Vanderbilt Magazine

Blair partners with the Dean of Students office for One Vanderbilt production of Britten chamber opera

Graduating senior Anighya Crocker, left, sang the title role in ‘Albert Herring;’ Principal Senior Lecturer Jennifer McGuire (back to camera) conducted a chamber orchestra of student musicians for the production and served as music director. (Photo by Joe Howell)

Vanderbilt Blair School of Music, which offered online-only streamed concerts for most of the 2020–21 academic year, hosted two outdoor in-person performances on Wilson Lawn in April. Vanderbilt Opera Theatre presented Albert Herring, a three-act chamber opera by Benjamin Britten, on April 16—preceded by a talk by musicology professor Joy Calico. Two nights later, the Vanderbilt Steel Bands performed a concert of Caribbean music.
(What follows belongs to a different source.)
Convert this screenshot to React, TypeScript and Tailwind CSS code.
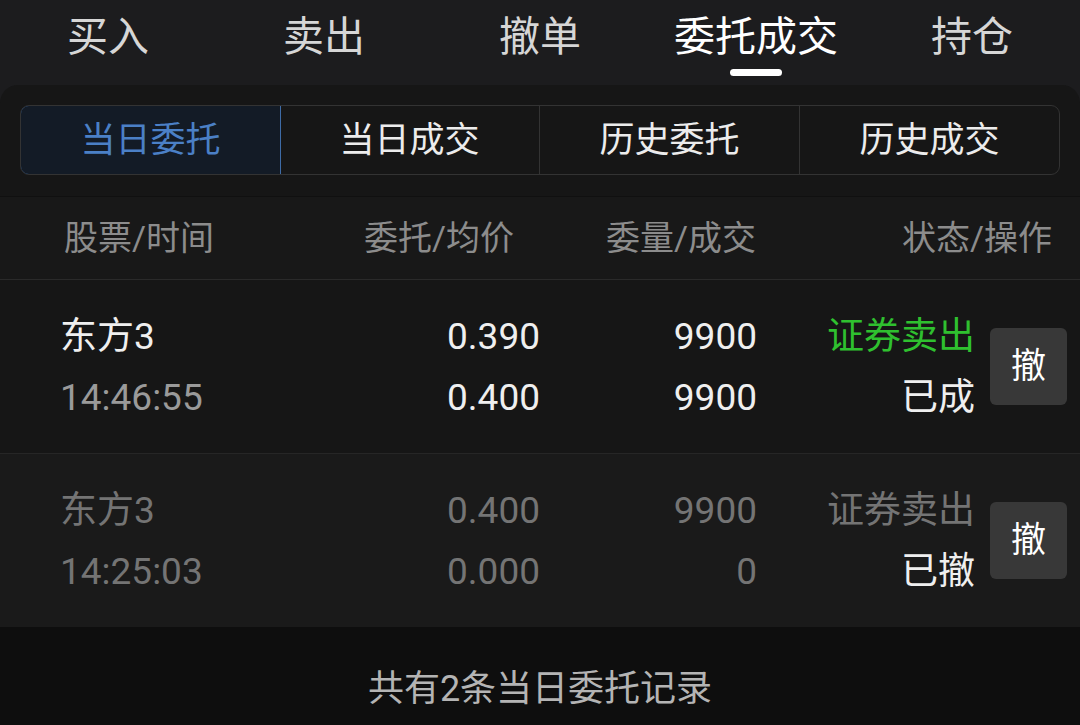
import React from "react";

const font = { fontFamily: "Roboto, 'Noto Sans CJK SC', sans-serif" };

const tabs = ["买入", "卖出", "撤单", "委托成交", "持仓"];
const segs = ["当日委托", "当日成交", "历史委托", "历史成交"];

type Row = {
  name: string;
  time: string;
  p1: string;
  p2: string;
  q1: string;
  q2: string;
  type: string;
  status: string;
  dim: boolean;
};

const rows: Row[] = [
  { name: "东方3", time: "14:46:55", p1: "0.390", p2: "0.400", q1: "9900", q2: "9900", type: "证券卖出", status: "已成", dim: false },
  { name: "东方3", time: "14:25:03", p1: "0.400", p2: "0.000", q1: "9900", q2: "0", type: "证券卖出", status: "已撤", dim: true },
];

export default function App() {
  return (
    <div className="w-[1080px] h-[725px] bg-[#1c1c1e] flex flex-col overflow-hidden" style={font}>
      {/* Top tabs */}
      <div className="h-[85px] flex shrink-0">
        {tabs.map((t, i) => (
          <div key={t} className="flex-1 flex flex-col items-center">
            <div className={`h-[72px] flex items-center text-[41px] leading-none pt-[2px] ${i === 3 ? "text-white" : "text-[#d6d6d6]"}`}>
              {t}
            </div>
            {i === 3 && <div className="w-[52px] h-[7px] rounded-full bg-white -mt-[3px]" />}
          </div>
        ))}
      </div>

      {/* Panel */}
      <div className="flex-1 flex flex-col bg-[#161616] rounded-t-[18px] overflow-hidden">
        <div className="pt-[20px] pb-[21px] px-[20px] border-b border-[#101010]">
          <div className="flex h-[70px] rounded-[9px] border border-[#333] overflow-hidden">
            {segs.map((s, i) => (
              <div
                key={s}
                className={`flex-1 flex items-center justify-center text-[35px] leading-none ${
                  i === 0
                    ? "bg-[#131b26] text-[#4b80c6] border border-[#3e6ba6] rounded-l-[9px] -m-px"
                    : "text-[#ececec]"
                } ${i > 1 ? "border-l border-[#333]" : ""}`}
              >
                {s}
              </div>
            ))}
          </div>
        </div>

        {/* Header */}
        <div className="h-[83px] shrink-0 flex items-center bg-[#181818] border-b border-[#2a2a2a] text-[34px] text-[#8c8c8c] leading-none pl-[64px]">
          <div className="w-[236px]">股票/时间</div>
          <div className="w-[214px] text-right">委托/均价</div>
          <div className="w-[242px] text-right">委量/成交</div>
          <div className="w-[296px] text-right">状态/操作</div>
        </div>

        {rows.map((r, idx) => (
          <div
            key={idx}
            className={`shrink-0 flex items-center pl-[60px] ${
              idx === 0 ? "h-[174px] bg-[#161616] border-b border-[#262626]" : "h-[173px] bg-[#1a1a1a]"
            } text-[37px] leading-none`}
          >
            <div className="w-[240px] flex flex-col">
              <div className={`h-[61px] flex items-center ${r.dim ? "text-[#747474]" : "text-[#efefef]"}`}>{r.name}</div>
              <div className={`h-[61px] flex items-center ${r.dim ? "text-[#747474]" : "text-[#9a9a9a]"}`}>{r.time}</div>
            </div>
            <div className={`w-[240px] flex flex-col items-end ${r.dim ? "text-[#747474]" : "text-[#efefef]"}`}>
              <div className="h-[61px] flex items-center">{r.p1}</div>
              <div className="h-[61px] flex items-center">{r.p2}</div>
            </div>
            <div className={`w-[217px] flex flex-col items-end ${r.dim ? "text-[#747474]" : "text-[#efefef]"}`}>
              <div className="h-[61px] flex items-center">{r.q1}</div>
              <div className="h-[61px] flex items-center">{r.q2}</div>
            </div>
            <div className="w-[218px] flex flex-col items-end">
              <div className={`h-[61px] flex items-center ${r.dim ? "text-[#747474]" : "text-[#2fc02f]"}`}>{r.type}</div>
              <div className="h-[61px] flex items-center text-[#efefef]">{r.status}</div>
            </div>
            <div className="ml-[15px] w-[77px] h-[77px] rounded-[6px] bg-[#383838] flex items-center justify-center text-[35px] text-white">
              撤
            </div>
          </div>
        ))}

        {/* Footer */}
        <div className="flex-1 bg-[#0e0e0e] flex items-center justify-center text-[36px] text-[#b4b4b4] leading-none pt-[26px]">
          共有2条当日委托记录
        </div>
      </div>
    </div>
  );
}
The two free events, open to Vanderbilt students, faculty and staff, were not just the first concerts with an audience in attendance in more than a year. They also represent a new avenue for bringing the arts to the Vanderbilt and Nashville communities.

“The Blair School is committed to sharing the unifying power of the arts across campus, bringing people together and forging common cause—through music, with music and in music,” says Lorenzo F. Candelaria, Martha Rivers Ingram Dean of the Blair School of Music. “Our vision for Blair is nothing short of a national model for integrative, inclusive and accessible arts education. Our partnership with the Dean of Students for this unprecedented One Vanderbilt production of Albert Herring on central campus—in the midst of a global pandemic, no less—is just a preview of many great things to come.”